On peut donc conclure que la position du gouvernement restera aussi sûre avec la prochaine assemblée qui, comme la précédente, se contentera d'être une chambre d'enregistrement. On peut dire aussi que le discrédit des partis dits ouvriers qui s'était manifesté en 1958 par rapport aux élections de 1956 (perte d'un million de voix pour le PCF) ne s'est pas aggravé, au contraire. Il faut s'en réjouir, car ce discrédit traduisait beaucoup plus le découragement des travailleurs que tout autre chose.

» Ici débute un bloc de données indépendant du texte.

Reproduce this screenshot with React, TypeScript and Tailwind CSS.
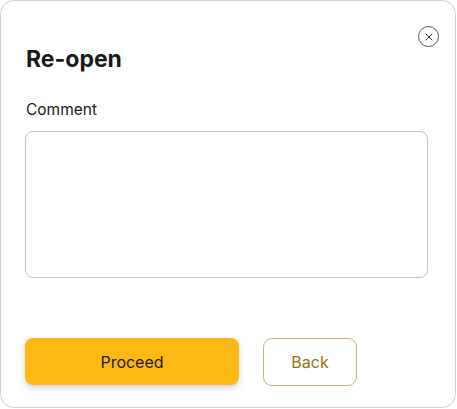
import React from "react";

export default function App() {
  return (
    <div className="w-[457px] h-[409px] bg-white" style={{ fontFamily: "Inter, 'Noto Sans', sans-serif" }}>
      <div className="relative w-[456px] h-[408px] rounded-[14px] border border-[#cfcfcf] bg-white px-[24px] pt-[43px] flex flex-col">
        <button className="absolute right-[16px] top-[25px] w-[21px] h-[21px] rounded-full border border-[#555] flex items-center justify-center">
          <svg width="8" height="8" viewBox="0 0 8 8" fill="none" stroke="#333" strokeWidth="1" strokeLinecap="round">
            <path d="M1 1L7 7M7 1L1 7" />
          </svg>
        </button>
        <h1 className="ml-[1px] text-[23px] leading-[30px] font-bold text-[#1b1a16] tracking-[0px]">Re-open</h1>
        <label className="ml-[1px] mt-[26px] text-[15.5px] leading-[20px] text-[#1b1a16]">Comment</label>
        <textarea className="mt-[11px] w-[403px] h-[147px] rounded-[8px] border border-[#c4c4c4] resize-none outline-none" />
        <div className="mt-[60px] flex gap-[24px]">
          <button className="w-[214px] h-[47px] rounded-[8px] bg-[#fdb814] text-[16px] text-[#1b1a16] shadow-[0_3px_6px_rgba(0,0,0,0.18)]">
            Proceed
          </button>
          <button className="w-[94px] h-[48px] rounded-[9px] border border-[#cdb27c] text-[16px] text-[#9a7214] bg-white">
            Back
          </button>
        </div>
      </div>
    </div>
  );
}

Assuré de la « paix sociale » à l'Assemblée, de Gaulle pourra, comme par le passé, gouverner comme il l'entend, mais avec les mêmes réserves : la combativité de la classe ouvrière et la puissance encore grande de son organisation. Il prendra des mesures certes, restreignant les libertés, tel le décret sur le « service de défense », mais il les prendra peu à peu, de façon insidieuse, sans chercher à heurter de front la classe ouvrière. Il ne sait pas en effet sur quoi elle estimera ne pouvoir céder, et il craint plus que tout ses réactions. Ses meilleurs alliés dans ce sens sont indiscutablement les partis dits de gauche. Les travailleurs n'ont plus grande confiance en eux, juste ce qu'il faut pour voter pour eux aux élections et non pour les hommes ne se cachant pas d'être ceux de la bourgeoisie (c'est cependant réconfortant) mais ils n'ont pas encore su créer l'organisation susceptible de diriger leurs luttes.

Dans les mois qui viennent c'est sur le terrain économique que la classe ouvrière et de Gaulle ont la plus de chances de se heurter. Les partis dits ouvriers n'ont absolument pas l'intention d'engager des luttes économiques sérieuses car elles mettraient immanquablement en cause le pouvoir. Tout le problème est de savoir si travailleurs s'y engageront sans eux.